Porphyrins as SERRS spectral probes of chemically functionalized Ag nanoparticles

The results of surface-enhanced resonance Raman scattering (SERRS) spectral probing of citrate- and/or citric acid-modified Ag nanoparticles by selected free-base porphyrins, namely a tetracationic 5,10,15,20-tetrakis(1-methyl-4-pyridiniumyl)porphine and neutral 5,10,15,20-tetra(pyridyl)porphine (H2TPyP) and 5,10,15,20-tetrakis(4-aminophenyl)porphine (H2TAPP) are reported, along with a novel procedure of the functionalized Ag nanoparticle hydrosols preparation by laser ablation of a Ag target in aqueous sodium citrate and/or citric acid solutions of various concentrations.

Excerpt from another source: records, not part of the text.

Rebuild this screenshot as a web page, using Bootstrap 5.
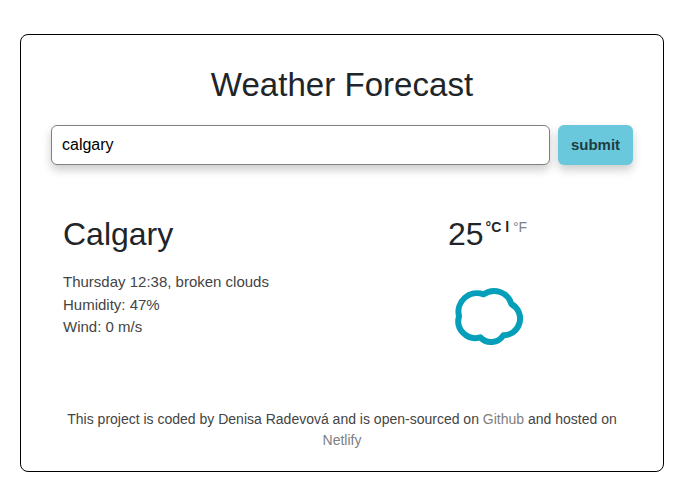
<!DOCTYPE html>
<html lang="en">
<head>
<meta charset="utf-8">
<meta name="viewport" content="width=device-width, initial-scale=1">
<title>Weather Forecast</title>
<link href="https://cdn.jsdelivr.net/npm/bootstrap@5.3.0/dist/css/bootstrap.min.css" rel="stylesheet">
<style>
body { font-family: "Liberation Sans", Arial, sans-serif; background: #fff; }
.weather-app { width: 644px; height: 438px; margin: 34px 0 0 20px; padding: 30px; border: 1px solid #000; border-radius: 8px; }
.app-title { font-size: 33.1px; line-height: 40px; font-weight: 400; color: #212529; }
.city-name { font-size: 32px; line-height: 40px; font-weight: 400; color: #212529; }
.search-form { margin-top: 20px; }
.search-input { height: 40px; padding: 0 10px; border: 1px solid #808080; border-radius: 6px; font-size: 16px; color: #000; box-shadow: 0 5px 10px rgba(0,0,0,.2); }
.search-button, .search-button:hover { width: 75px; height: 40px; padding: 0; border: 0; border-radius: 6px; background: #69c8dc; color: #1f3b42; font-size: 15px; font-weight: 700; box-shadow: 0 5px 10px rgba(0,0,0,.2); }
.weather-now { margin-top: 49px; height: 195px; }
.city-column { width: 385px; padding-left: 12px; }
.details { margin-top: 17px; font-size: 15px; line-height: 22.5px; color: #444; }
.temperature { font-size: 32px; line-height: 40px; color: #212529; }
.units { font-size: 14px; line-height: 16px; margin: 5px 0 0 2px; font-weight: 700; color: #212529; }
.units a, .credits a { color: #808080; text-decoration: none; font-weight: 400; }
.weather-icon { display: block; margin: 21px 0 0 -8px; }
.credits { font-size: 14px; line-height: 21px; color: #444; }
</style>
</head>
<body>
<main class="weather-app">
  <h1 class="app-title text-center mb-0">Weather Forecast</h1>
  <form class="search-form d-flex gap-2">
    <input class="search-input flex-grow-1" type="text" value="calgary" aria-label="City">
    <button class="search-button btn" type="button">submit</button>
  </form>
  <section class="weather-now d-flex">
    <div class="city-column flex-shrink-0">
      <h2 class="city-name mb-0">Calgary</h2>
      <ul class="details list-unstyled mb-0">
        <li>Thursday 12:38, broken clouds</li>
        <li>Humidity: 47%</li>
        <li>Wind: 0 m/s</li>
      </ul>
    </div>
    <div class="ps-2 ms-1">
      <div class="d-flex align-items-start">
        <span class="temperature">25</span>
        <span class="units">°C l <a href="#">°F</a></span>
      </div>
      <svg class="weather-icon" width="100" height="85" viewBox="0 0 300 255" role="img" aria-label="Broken clouds">
        <path d="M131 58A54 54 0 0 1 214 87A50 50 0 0 1 190 181A44 44 0 0 1 121 187A51 51 0 0 1 57 124A56 56 0 0 1 131 58Z" fill="none" stroke="#069fba" stroke-width="18" stroke-linejoin="round"/>
      </svg>
    </div>
  </section>
  <footer class="credits text-center">This project is coded by Denisa Radevová and is open-sourced on <a href="#">Github</a> and hosted on <a href="#">Netlify</a></footer>
</main>
<script src="https://cdn.jsdelivr.net/npm/bootstrap@5.3.0/dist/js/bootstrap.bundle.min.js"></script>
</body>
</html>
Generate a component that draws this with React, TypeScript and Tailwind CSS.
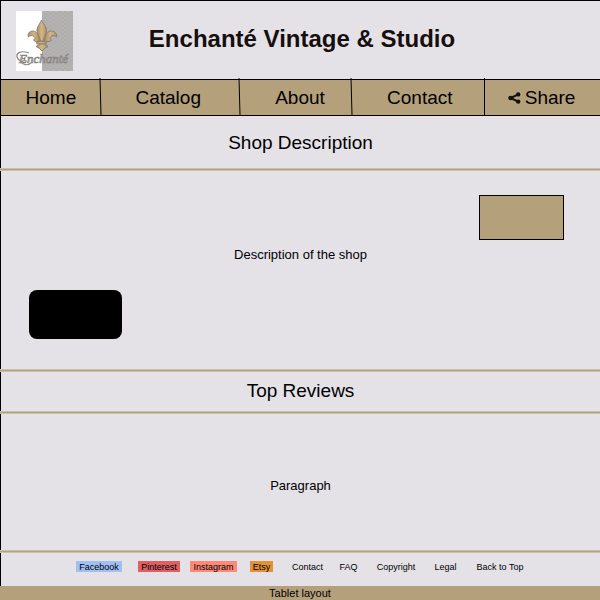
import React from "react";

const navItems = [
  { label: "Home", pad: "" },
  { label: "Catalog", pad: "pr-1" },
  { label: "About", pad: "pl-2" },
  { label: "Contact", pad: "pl-0.5" },
];

const footerLinks = [
  { label: "Facebook", style: "w-[46px] bg-[#a2bff3]" },
  { label: "Pinterest", style: "ml-4 w-[42px] bg-[#df6062]" },
  { label: "Instagram", style: "ml-[10px] w-[47px] bg-[#ff8877]" },
  { label: "Etsy", style: "ml-[13px] w-[23px] bg-[#e69138]" },
  { label: "Contact", style: "ml-[18px] w-[33px]" },
  { label: "FAQ", style: "ml-[15px] w-[19px]" },
  { label: "Copyright", style: "ml-[18px] w-[40px]" },
  { label: "Legal", style: "ml-[18px] w-[23px]" },
  { label: "Back to Top", style: "ml-[18px] w-[50px]" },
];

function Logo() {
  return (
    <svg width="57" height="60" viewBox="0 0 57 60" role="img" aria-label="Enchanté logo">
      <defs>
        <pattern id="weave" width="6" height="4" patternUnits="userSpaceOnUse">
          <rect width="6" height="4" fill="#b5b2b2" />
          <path d="M0 0h3v2H0zM3 2h3v2H3z" fill="#b0adad" />
        </pattern>
        <linearGradient id="gold" x1="0" x2="1">
          <stop offset="0" stopColor="#b08f60" />
          <stop offset="0.5" stopColor="#d3b888" />
          <stop offset="1" stopColor="#b08f60" />
        </linearGradient>
      </defs>
      <rect width="57" height="60" fill="#fff" />
      <rect x="26" width="31" height="60" fill="url(#weave)" />
      <g fill="url(#gold)" stroke="#857a6e" strokeWidth="0.9" strokeLinejoin="round">
        <path d="M25.5 9C24 13 20.500 16 21 20C21.500 24 24 26 24.500 30H27C27.500 26 30 24 30.500 20C31 16 27 13 25.500 9Z" />
        <path d="M23.500 30C23.500 24 20 20 17 20C13 20 11.500 23 12.500 26C13.500 24.500 16 24 18 25.500C19.500 27 19 28.500 17.500 29C19 31 22 31 23.500 30Z" />
        <path d="M28.500 30C28.500 24 32 20 35 20C39 20 41.500 23 40.500 26C39.500 24.500 37 24 35 25.500C33.500 27 34 28.500 35.500 29C34 31 30 31 28.500 30Z" />
        <rect x="20.500" y="30.500" width="10" height="2.500" rx="1" />
        <path d="M24 33L20 35.500L23 37L26 40L29 37L32 35.500L28 33Z" />
      </g>
      <text
        x="3"
        y="52"
        fontSize="13"
        fontStyle="italic"
        fontFamily="'Liberation Serif', serif"
        fill="#c8c5c5"
        stroke="#838080"
        strokeWidth="0.7"
      >
        Enchanté
      </text>
      <path d="M13 42C5 39 0 42 1 46C2 50 7 51 9 49M4 50C7 54 11 55 15 52" fill="none" stroke="#8d8989" strokeWidth="1.2" />
    </svg>
  );
}

function ShareIcon() {
  return (
    <svg width="13" height="12" viewBox="0 0 13 12" aria-hidden="true">
      <path d="M10.200 2.300L2.600 6L10.200 9.700" fill="none" stroke="#111" strokeWidth="2" />
      <circle cx="2.600" cy="6" r="2.300" fill="#111" />
      <circle cx="10.200" cy="2.400" r="2.200" fill="#111" />
      <circle cx="10.200" cy="9.600" r="2.200" fill="#111" />
    </svg>
  );
}

function Divider({ slanted }: { slanted: boolean }) {
  return (
    <svg className="absolute -top-0.5 -right-px" width="3" height="37" viewBox="0 0 3 37" aria-hidden="true">
      <path d={slanted ? "M1 0L2 37" : "M1.500 0V37"} stroke="#000" strokeWidth="1" />
    </svg>
  );
}

function Rule() {
  return <div className="-ml-px h-[3px] border-y border-[#cbbfad] bg-[#b5a07c]" />;
}

export default function App() {
  return (
    <div className="bg-[#e4e2e7] font-['Liberation_Sans',Arial,sans-serif] text-black">
      <div className="border-t border-l border-black">
        <header className="grid h-[78px] grid-cols-[72px_1fr_72px] items-start pt-[10px] pl-[15px]">
          <Logo />
          <h1 className="-ml-3 text-center text-2xl leading-[56px] font-bold whitespace-nowrap text-[#170e0e]">
            Enchanté Vintage &amp; Studio
          </h1>
        </header>

        <nav className="grid h-[37px] grid-cols-[100fr_139fr_113fr_133fr_115fr] border-y border-black bg-[#b5a07c] text-[19px] leading-9">
          {navItems.map((item, i) => (
            <div key={item.label} className={`relative text-center ${item.pad}`}>
              <a href="#">{item.label}</a>
              <Divider slanted={i < 3} />
            </div>
          ))}
          <button type="button" className="flex items-center justify-center gap-1 pr-0.5">
            <ShareIcon />
            <span>Share</span>
          </button>
        </nav>

        <main>
          <h2 className="pt-[13px] pb-[11px] text-center text-[19px] leading-7">Shop Description</h2>
          <Rule />
          <section className="flex flex-col pt-6 pr-9 pb-[30px] pl-7">
            <div className="h-[45px] w-[85px] self-end border border-black bg-[#b5a07c]" />
            <p className="mt-[5px] -mr-2 text-center text-[13px] leading-5">Description of the shop</p>
            <div className="mt-[25px] h-[49px] w-[93px] rounded-lg bg-black" />
          </section>
          <Rule />
          <h2 className="pt-[5px] pb-1.5 text-center text-[19px] leading-7">Top Reviews</h2>
          <Rule />
          <section className="pt-16 pb-[56px]">
            <p className="text-center text-[13px] leading-4">Paragraph</p>
          </section>
          <Rule />
        </main>

        <footer className="flex h-[33px] justify-center pt-2">
          {footerLinks.map((link) => (
            <a
              key={link.label}
              href="#"
              className={`h-[11px] text-center text-[9px] leading-3 whitespace-nowrap ${link.style}`}
            >
              {link.label}
            </a>
          ))}
        </footer>
      </div>
      <div className="bg-[#b5a07c] text-center text-[11px] leading-[14px]">Tablet layout</div>
    </div>
  );
}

SERRS spectra obtained from the Ag nanoparticle hydrosol/porphyrin system were analyzed using the spectral marker bands of free-base, Ag metallated and diacid forms. In freshly prepared SERRS-active systems, adsorbed citrate was found to function as an efficient molecular spacer for positively charged porphyrin species both in the pH-neutral and in the acidic media, allowing for SERRS spectral detection of not only cationic, but also additionally protonized neutral porphyrins in the native free-base (and/or, at low pH, in the diacid) form without denaturation by Ag incorporation. Furthermore, a substantial increase of the SERRS signal observed for H2TPyP and H2TAPP in systems with Ag nanoparticles prepared by laser ablation in 1 × 10−2 M citric acid solutions is attributed to both the electromagnetic enhancement increase stemming from the presence of hot spots in compact aggregates of touching and intergrown Ag nanoparticles (visualized by /HR/-TEM), and from the molecular resonance enhancement increase originating from a close match between the Soret band of the diacid form (440 nm) and the 457.9 nm excitation. For H2TAPP, the large SERRS enhancement manifests itself in the 1 × 10−10 M SERRS spectral detection limit.